Much the same may be said about what he and his son did to the memory of Sir Francis Walsingham.  When seen from just the facts it’s clear that Walsingham was the master architect of the Armada victory over Spain, to which he devoted his life and all his wealth.  Secretive as he had to be to manage the agents who brought him intelligence and his efforts to see that the ships got built and munitions stored without news of it leaking out to the Spanish, the fact that his papers were impounded by Robert Cecil immediately following his death (Harrison 46) , that Burghley disbanded his agents (47), and that nothing has survived to tell us anything substantive about Walsingham, suggests more than mere negligence.  As Paul Hammer reports, following Walsingham’s death,

together with Sir Thomas Heneage, the vice-chamberlain, Burghley quickly implemented a process of retrenchment and rationalisation in intelligence matters.  Many agents were removed from the payroll. . . . [they] were hard at this task by May 1590, using Walsingham’s own papers, and abstracts prepared by his former employees. (155 fn)

That the two men whose efforts most enhanced Burghley’s own reputation, Smith and Walsingham, were subsequently either lost or seriously diminished to history, suggests something more than just concern over family reputation in the loss of any connection between his son-in-law and the works of Shakespeare.

Oxford’s view of Cecil

In Hamlet Shakespeare gives us a picture of what Oxford must have thought of Cecil as he aged through his character of Polonius.  Here’s what Samuel Johnson had to say of this portrait, added to the play most likely shortly after Cecil’s death in 1598, one that Shakespeare’s Court and Inns of Court audiences would immediately recognize:

Polonius is a man bred in courts, exercised in business, stored with observation, confident of his knowledge, proud of his eloquence, and declining into dotage.  His mode of oratory is truly represented as designed to ridicule the practice of those times, of prefaces that made no introduction, and of method that embarrassed rather than explained.  This part of his character is accidental, the rest is natural.  Such a man is positive and confident, because he knows that his mind was once strong, and knows not that it is become weak.  Such a man excels in general principles, but fails in the particular application.  He is knowing in retrospect, and ignorant in foresight.  While he depends upon his memory, and can draw from his repositories of knowledge, he utters weighty sentences, and gives useful counsel; but as the mind in its enfeebled state cannot be kept long busy and intent, the old man is subject to sudden dereliction of his faculties, he loses the order of his ideas, and entangles himself in his own thoughts, till he recovers the leading principle, and falls again into his former train.
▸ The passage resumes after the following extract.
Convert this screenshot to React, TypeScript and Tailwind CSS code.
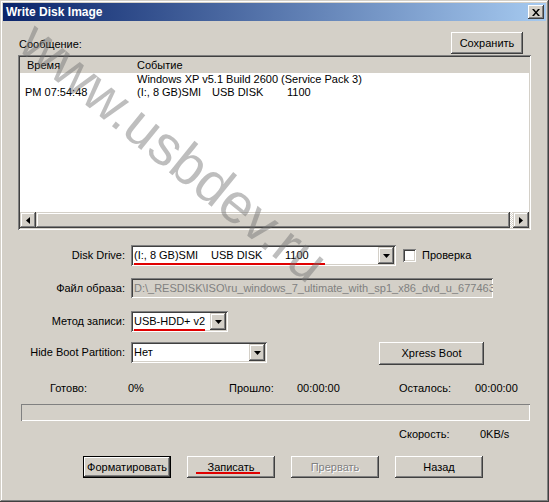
import React from "react";

const font = "font-['Liberation_Sans',Arial,sans-serif]";

function DownArrow() {
  return (
    <svg width="7" height="4" viewBox="0 0 7 4">
      <path d="M0 0h7L3.5 4z" fill="#000" />
    </svg>
  );
}

function ComboButton() {
  return (
    <div className="flex h-[17px] w-[16px] shrink-0 items-center justify-center bg-[#d4d0c8] shadow-[inset_-1px_-1px_#404040,inset_1px_1px_#d4d0c8,inset_-2px_-2px_#808080,inset_2px_2px_#ffffff]">
      <DownArrow />
    </div>
  );
}

function Button({ label, width, disabled, isDefault, underline }: { label: string; width: string; disabled?: boolean; isDefault?: boolean; underline?: boolean }) {
  return (
    <div
      className={`relative flex h-[22px] shrink-0 items-center justify-center bg-[#d4d0c8] ${width} ${
        isDefault
          ? "shadow-[inset_0_0_0_1px_#000000,inset_-2px_-2px_#404040,inset_2px_2px_#ffffff,inset_-3px_-3px_#808080]"
          : "shadow-[inset_-1px_-1px_#404040,inset_1px_1px_#ffffff,inset_-2px_-2px_#808080,inset_2px_2px_#d4d0c8]"
      }`}
    >
      <span className={disabled ? "text-[#808080] [text-shadow:1px_1px_0_#ffffff]" : "text-black"}>{label}</span>
      {underline && <div className="absolute bottom-[4px] left-[9px] h-[2px] w-[64px] bg-[#e00000]" />}
    </div>
  );
}

export default function App() {
  return (
    <div className={`relative h-[502px] w-[549px] overflow-hidden bg-[#d4d0c8] text-[11px] leading-[13px] text-black ${font} shadow-[inset_-1px_-1px_#404040,inset_1px_1px_#d4d0c8,inset_-2px_-2px_#808080,inset_2px_2px_#ffffff]`}>
      {/* title bar */}
      <div className="mx-[3px] mt-[3px] flex h-[18px] items-center bg-[linear-gradient(to_right,#0a246a,#a6caf0)] pl-[3px] pr-[2px]">
        <span className="text-[12px] font-bold text-white">Write Disk Image</span>
        <div className="ml-auto flex h-[14px] w-[16px] items-center justify-center bg-[#d4d0c8] shadow-[inset_-1px_-1px_#404040,inset_1px_1px_#ffffff,inset_-2px_-2px_#808080,inset_2px_2px_#d4d0c8]">
          <svg width="8" height="7" viewBox="0 0 8 7">
            <path d="M0 0h2l2 2.5L6 0h2L5 3.5 8 7H6L4 4.5 2 7H0l3-3.5z" fill="#000" />
          </svg>
        </div>
      </div>

      {/* message header */}
      <div className="mt-[11px] flex h-[22px] items-end">
        <span className="mb-[3px] ml-[19px]">Сообщение:</span>
        <div className="ml-auto mr-[26px] self-start">
          <Button label="Сохранить" width="w-[72px]" />
        </div>
      </div>

      {/* log list */}
      <div className="ml-[18px] mt-[1px] flex h-[175px] w-[513px] flex-col bg-white p-[2px] shadow-[inset_1px_1px_#808080,inset_-1px_-1px_#ffffff,inset_2px_2px_#404040,inset_-2px_-2px_#d4d0c8]">
        <div className="flex h-[16px] shrink-0 items-center bg-[#d4d0c8]">
          <span className="w-[117px] pl-[7px]">Время</span>
          <span>Событие</span>
        </div>
        <div className="flex-1 whitespace-nowrap">
          <div className="flex h-[13px]">
            <span className="w-[117px]" />
            <span>Windows XP v5.1 Build 2600 (Service Pack 3)</span>
          </div>
          <div className="flex h-[13px]">
            <span className="w-[117px] pl-[5px]">PM 07:54:48</span>
            <span className="w-[75px]">(I:, 8 GB)SMI</span>
            <span className="w-[75px]">USB DISK</span>
            <span>1100</span>
          </div>
        </div>
        <div className="flex h-[16px] shrink-0 bg-[#d4d0c8]">
          <div className="flex w-[16px] items-center justify-center shadow-[inset_-1px_-1px_#404040,inset_1px_1px_#d4d0c8,inset_-2px_-2px_#808080,inset_2px_2px_#ffffff]">
            <svg width="4" height="7" viewBox="0 0 4 7">
              <path d="M4 0v7L0 3.5z" fill="#000" />
            </svg>
          </div>
          <div className="flex-1 shadow-[inset_-1px_-1px_#404040,inset_1px_1px_#d4d0c8,inset_-2px_-2px_#808080,inset_2px_2px_#ffffff]" />
          <div className="w-[3px] bg-[repeating-conic-gradient(#ffffff_0_25%,#d4d0c8_0_50%)] bg-[length:2px_2px]" />
          <div className="flex w-[16px] items-center justify-center shadow-[inset_-1px_-1px_#404040,inset_1px_1px_#d4d0c8,inset_-2px_-2px_#808080,inset_2px_2px_#ffffff]">
            <svg width="4" height="7" viewBox="0 0 4 7">
              <path d="M0 0v7L4 3.5z" fill="#000" />
            </svg>
          </div>
        </div>
      </div>

      {/* Disk drive */}
      <div className="mt-[15px] flex h-[21px] items-center">
        <span className="w-[125px] text-right">Disk Drive:</span>
        <div className="relative ml-[6px] flex h-[21px] w-[265px] items-center bg-white p-[2px] shadow-[inset_1px_1px_#808080,inset_-1px_-1px_#ffffff,inset_2px_2px_#404040,inset_-2px_-2px_#d4d0c8]">
          <div className="flex flex-1 whitespace-nowrap pb-[1px] pl-[1px]">
            <span className="w-[77px]">(I:, 8 GB)SMI</span>
            <span className="w-[74px]">USB DISK</span>
            <span>1100</span>
          </div>
          <ComboButton />
          <div className="absolute bottom-[1px] left-[3px] h-[2px] w-[191px] bg-[#e00000]" />
        </div>
        <div className="ml-[7px] h-[13px] w-[13px] bg-white shadow-[inset_1px_1px_#808080,inset_-1px_-1px_#ffffff,inset_2px_2px_#404040,inset_-2px_-2px_#d4d0c8]" />
        <span className="ml-[6px]">Проверка</span>
      </div>

      {/* Image file */}
      <div className="mt-[12px] flex h-[20px] items-center">
        <span className="w-[125px] text-right">Файл образа:</span>
        <div className="ml-[6px] flex h-[20px] w-[362px] items-center overflow-hidden whitespace-nowrap bg-[#d4d0c8] px-[3px] text-[#808080] shadow-[inset_1px_1px_#808080,inset_-1px_-1px_#ffffff,inset_2px_2px_#404040,inset_-2px_-2px_#d4d0c8]">
          D:\_RESDISK\ISO\ru_windows_7_ultimate_with_sp1_x86_dvd_u_677463
        </div>
      </div>

      {/* Write method */}
      <div className="mt-[13px] flex h-[21px] items-center">
        <span className="w-[125px] text-right">Метод записи:</span>
        <div className="relative ml-[6px] flex h-[21px] w-[97px] items-center bg-white p-[2px] shadow-[inset_1px_1px_#808080,inset_-1px_-1px_#ffffff,inset_2px_2px_#404040,inset_-2px_-2px_#d4d0c8]">
          <span className="flex-1 whitespace-nowrap pb-[1px] pl-[1px]">USB-HDD+ v2</span>
          <ComboButton />
          <div className="absolute bottom-[1px] left-[3px] h-[2px] w-[71px] bg-[#e00000]" />
        </div>
      </div>

      {/* Hide boot partition */}
      <div className="mt-[10px] flex h-[23px] items-start">
        <div className="flex h-[21px] w-[125px] items-center justify-end">Hide Boot Partition:</div>
        <div className="ml-[6px] flex h-[21px] w-[136px] items-center bg-white p-[2px] shadow-[inset_1px_1px_#808080,inset_-1px_-1px_#ffffff,inset_2px_2px_#404040,inset_-2px_-2px_#d4d0c8]">
          <span className="flex-1 pl-[1px]">Нет</span>
          <ComboButton />
        </div>
        <div className="ml-[112px]">
          <div className="flex h-[23px] w-[105px] items-center justify-center shadow-[inset_-1px_-1px_#404040,inset_1px_1px_#ffffff,inset_-2px_-2px_#808080,inset_2px_2px_#d4d0c8]">
            Xpress Boot
          </div>
        </div>
      </div>

      {/* status */}
      <div className="mt-[17px] flex h-[13px] whitespace-nowrap pl-[50px]">
        <span className="w-[78px]">Готово:</span>
        <span className="w-[101px]">0%</span>
        <span className="w-[68px]">Прошло:</span>
        <span className="w-[102px]">00:00:00</span>
        <span className="w-[76px]">Осталось:</span>
        <span>00:00:00</span>
      </div>

      {/* progress */}
      <div className="ml-[21px] mt-[9px] h-[17px] w-[509px] shadow-[inset_1px_1px_#808080,inset_-1px_-1px_#ffffff]" />

      {/* speed */}
      <div className="mt-[7px] flex h-[13px] whitespace-nowrap pl-[399px]">
        <span className="w-[81px]">Скорость:</span>
        <span>0KB/s</span>
      </div>

      {/* buttons */}
      <div className="mt-[15px] flex gap-[16px] pl-[83px]">
        <Button label="Форматировать" width="w-[88px]" isDefault />
        <Button label="Записать" width="w-[88px]" underline />
        <Button label="Прервать" width="w-[88px]" disabled />
        <Button label="Назад" width="w-[88px]" />
      </div>

      {/* watermark */}
      <div className="pointer-events-none absolute left-[174px] top-[152px] -translate-x-1/2 -translate-y-1/2 rotate-[39deg] whitespace-nowrap font-['Liberation_Sans',Arial,sans-serif] text-[56px] leading-none text-[rgba(110,110,110,0.45)]">
        www.usbdev.ru
      </div>
    </div>
  );
}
This idea of dotage encroaching upon wisdom, will solve all the phænomena of the character of Polonius.

We don’t know how William Cecil felt about Shakespeare; he never mentions him.  We can be sure that he must have seen at least a few of his plays at Court before he died .  However he may have felt about the play as entertainment it seems highly unlikely that he would have prized it for its style, or seen it, as we do today, as one of the greatest literary works of all time.  Shakespeare himself may give us a clue in Act II Scene 2.  When, at Hamlet’s request, the First Player recites Aeneas’s speech about Priam’s slaughter and Polonius mutters, “This is too long,” Hamlet snaps, “It shall to the barber’s, with your beard.”  Turning to the player, Hamlet urges him to continue: “Prythee, say on. He’s for a jig or a tale of bawdry or he sleeps.”
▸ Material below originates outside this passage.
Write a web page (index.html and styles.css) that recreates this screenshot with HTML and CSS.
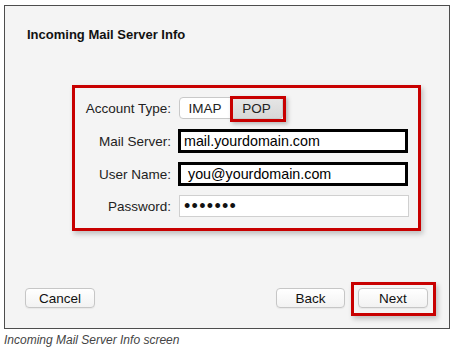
FILE: index.html
```html
<!DOCTYPE html>
<html lang="en">
<head>
<meta charset="utf-8">
<title>Incoming Mail Server Info</title>
<link rel="stylesheet" href="styles.css">
</head>
<body>
<div class="figure">
  <div class="window">
    <h1 class="title">Incoming Mail Server Info</h1>
    <div class="form highlight">
      <div class="label">Account Type:</div>
      <div class="segmented">
        <span class="seg seg-first">IMAP</span>
        <span class="seg seg-selected">POP</span>
      </div>
      <div class="label">Mail Server:</div>
      <div class="field field-strong">mail.yourdomain.com</div>
      <div class="label">User Name:</div>
      <div class="field field-strong field-user">you@yourdomain.com</div>
      <div class="label">Password:</div>
      <div class="field field-plain"><span class="dots">&#8226;&#8226;&#8226;&#8226;&#8226;&#8226;&#8226;</span></div>
    </div>
    <div class="actions">
      <button class="btn btn-cancel">Cancel</button>
      <button class="btn btn-back">Back</button>
      <div class="next-wrap highlight">
        <button class="btn btn-next">Next</button>
      </div>
    </div>
  </div>
  <p class="caption">Incoming Mail Server Info screen</p>
</div>
</body>
</html>
```

FILE: styles.css
```css
* {
  box-sizing: border-box;
}

body {
  margin: 0;
  background: #fff;
  font-family: "Liberation Sans", Arial, sans-serif;
}

.figure {
  padding: 5px 0 0 4px;
}

.window {
  width: 446px;
  height: 324px;
  border: 1px solid #4d4d4d;
  background: #f4f4f4;
  display: flex;
  flex-direction: column;
}

.title {
  margin: 0;
  padding: 21px 0 0 22px;
  font-size: 13px;
  line-height: 15px;
  font-weight: bold;
  color: #111;
}

.highlight {
  border: 3px solid #c80000;
  box-shadow: 2px 3px 5px rgba(0, 0, 0, 0.22);
}

.form {
  margin: 43px 0 0 67px;
  width: 349px;
  height: 146px;
  padding-top: 8px;
  display: grid;
  grid-template-columns: 96px 230px;
  grid-template-rows: 24px 24px 24px 22px;
  column-gap: 7px;
  row-gap: 9px;
  align-content: start;
  align-items: center;
}

.label {
  text-align: right;
  font-size: 13.5px;
  color: #222;
}

.segmented {
  display: flex;
  margin-left: 1px;
  justify-self: start;
}

.seg {
  width: 52px;
  height: 22px;
  display: flex;
  align-items: center;
  justify-content: center;
  font-size: 13.5px;
  color: #222;
  background: #fff;
  border: 1px solid #c9c9c9;
}

.seg-first {
  border-radius: 4px 0 0 4px;
}

.seg-selected {
  position: relative;
  border-left: none;
  border-radius: 0 4px 4px 0;
  background: linear-gradient(#e6e6e6, #d7d7d7);
}

.seg-selected::after {
  content: "";
  position: absolute;
  left: -1px;
  top: -2px;
  right: -4px;
  bottom: -4px;
  border: 3px solid #c80000;
  box-shadow: 2px 2px 4px rgba(0, 0, 0, 0.25);
}

.field {
  height: 24px;
  display: flex;
  align-items: center;
  background: #fff;
  font-size: 14.3px;
  color: #000;
  padding-left: 3px;
  white-space: nowrap;
}

.field-strong {
  border: 3px solid #000;
}

.field-user {
  padding-left: 7px;
}

.field-plain {
  height: 22px;
  width: 230px;
  margin-left: 1px;
  border: 1px solid #d0d0d0;
  padding-left: 4px;
}

.dots {
  font-size: 18px;
  letter-spacing: 1.3px;
  line-height: 1;
  color: #111;
}

.actions {
  margin-top: auto;
  display: flex;
  align-items: flex-start;
  padding: 0 13px 12px 20px;
}

.btn {
  height: 20px;
  padding: 0;
  font-family: "Liberation Sans", Arial, sans-serif;
  font-size: 13.5px;
  color: #111;
  background: linear-gradient(#ffffff, #f2f2f2);
  border: 1px solid #c6c6c6;
  border-radius: 4px;
  box-shadow: 0 1px 1px rgba(0, 0, 0, 0.05);
}

.btn-cancel {
  width: 70px;
  margin-top: 6px;
}

.btn-back {
  width: 69px;
  margin-top: 6px;
  margin-left: auto;
  margin-right: 6px;
}

.next-wrap {
  width: 85px;
  padding: 3px 5px 5px 4px;
}

.btn-next {
  width: 70px;
  display: block;
}

.caption {
  margin: 4px 0 0 0;
  font-size: 12px;
  font-style: italic;
  color: #444;
}
```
6 thoughts on “William Cecil, Ld Burghley

  1. Hi there, if you want to visit with William Cecil i suggest a careful reading of Great Expectations – Jaggers
    all happinesse

    1. Yes, good comparison. Part Jaggers, part Cardinal Richelieu, a creature of his environment, but also a brilliant adminstrator. Whatever he was, without him we would have no Shakespeare.

  2. Great piece on Cecil. For the most part I reckon u are spot on. John Guy has another classic account of the way Cecil manipulated the Queen here:

    http://www.tudors.org/public-lectures/imagining-and-detecting-conspiracy-1571-1605/

    But, did u leave out the bit re-the Cecils being Venetian assets!
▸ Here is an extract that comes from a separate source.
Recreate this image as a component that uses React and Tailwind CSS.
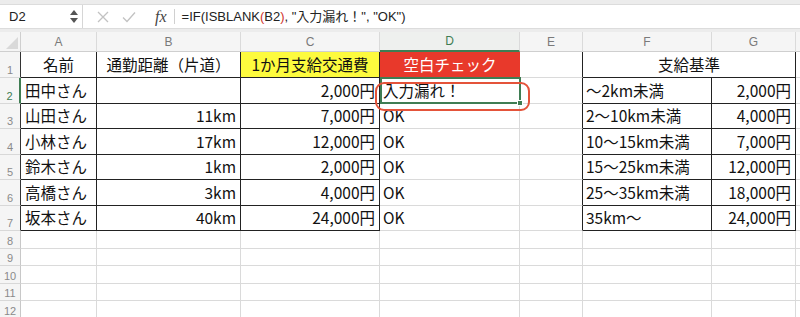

    http://www.members.tripod.com/american_almanac/tarp93b.htm

    The Cecils are still manipulating affairs of state and milking the Queen’s udders to this day.

  3. I’m so pleased to hear from someone who has some knowledge of European history. One of my major complaints is how the study of Literature has been severed from that of History, an immeasurable loss to both. Many who have an interest in the authorship question are far too inclined to play fast and loose with history.

    Mary of Scots was aware from the start that Cecil was her determined enemy, that she would never be able to charm him as she did so many opponents, and that he had no intention of compromising. But then it was after all Mary herself who made the deadly mistake of refusing to let go of her claim to the English throne. Cecil and Walsingham would probably have left her alone to rule Scotland had she left off her dangerous claim. By refusing she signed her own death warrant, for it stirred those who hated Cecil to create and join plots to eliminate Elizabeth.

    Thanks for the second link. However the author is somewhat off-base by portraying Cecil as “an agent” of Venice, or that he was ever a supporter of Mary Tudor who then “went over” to the Protestants. Quite the opposite. Cecil was from the start, by birth and education, a dyed-in-the-wool political Protestant (as opposed to a religious Protestant). His support was not to Bloody Mary, but to the English throne. Mary needed him, in fact tried to keep him on as Secretary, but he refused to take the oath. Nevertheless, she needed his skills, as she also needed those of Sir Thomas Smith. That he got along with Cardinal Pole (they shared a humanistic education) was primarily so he could learn what the Catholics were up to, so he could warn the Protestants when it became clear that the burnings were about to begin.

    It would be such a help if an historian with a solid background in the history of the Reformation would join our cause, particularly when it comes to a solid political interpretation of Hamlet. So far I don’t recall seeing any.

  4. What evidence is there of William Cecil gaining substantial finance from his Mastership of the Court of Wards? Certainly several of his predecessors in the position milked the estates of their wards unmercifully, but I have found no indication of Cecil doing so. Typically, he took a long-term view, knowing that an Estate returned to its owner in good fettle ensured the aristocratic owner’s gratitude and support or years into the future.